Today at the Traditional Tools Group sale at Asquith I picked up a box of bits n pieces off an Electro magnifier for a fair price. As soon as I saw it I thought yeh right like he'll want $$$ for that lot. I could see a purpose for it in Ornamental Turning, now to plan design and build.
Included was a small angle drive motor and stepper motor.




Same fellow had 2 more tools required a Fly cutter and boring bar these are used to form the cuts in Ornamental Turning. Just need a couple more made for smaller High speed steel cutters and a mounting bar to attach them too.






Thursday, March 8, 2012

Platters That Matter

I have stolen/borrowed the tittle from a mates radio show on a Friday night Platters That Matter Warren Barnett  7pm till 10pm Classic Rock n Roll plus. You can listen live on line on the link.
Latest step in making this as Requested and 2nd update.

I had completed a couple of tasks which now gave me time and space to continue. I used Colejaws to first hold the 10"/250mm platter blank to form the first tenon and rough the surface (those photos are on the mobile have yet to down load). Then forming a second tenon as I am trying to obtain two platters out of the one blank.

The tenons size matters as does shape of the same as centre stands must fit, all will be revealed as the work progresses.

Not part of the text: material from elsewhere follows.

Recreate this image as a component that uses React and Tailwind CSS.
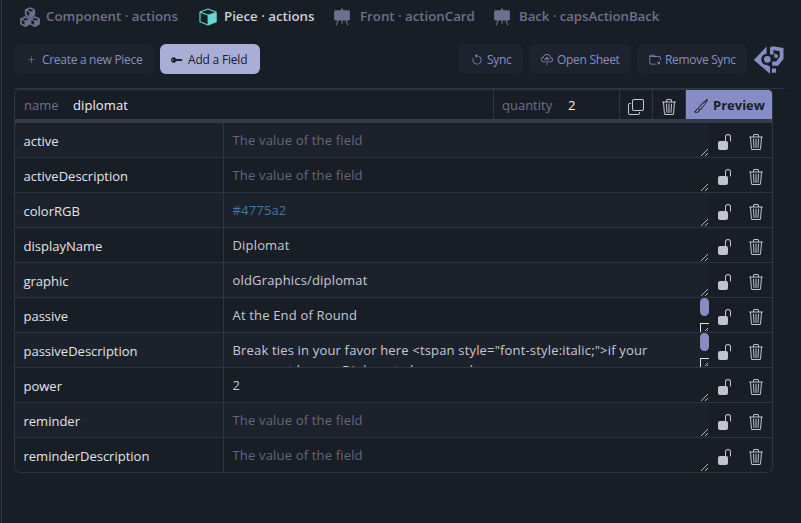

I used a 3 mill parting tool to the depth of approx 2"/50mm then a pull saw at low revs to complete the parting. I achieved a fine pair from the parting, not totally matced in thickness after turning a thickness of approx 8mm for one and about 6mm for the second platter.



 

 I sanded the first platter down to 400 and have used 2 coats of Organ Danish Oil to this stage sealing and stabilising during this lousey weather. Having rained for 3 weeks with only a few days or part days of sunshine for the last days of summer and first days of autumn.







I have to thank Greg Ward for his selection of the Rosewood the colour is fantastic.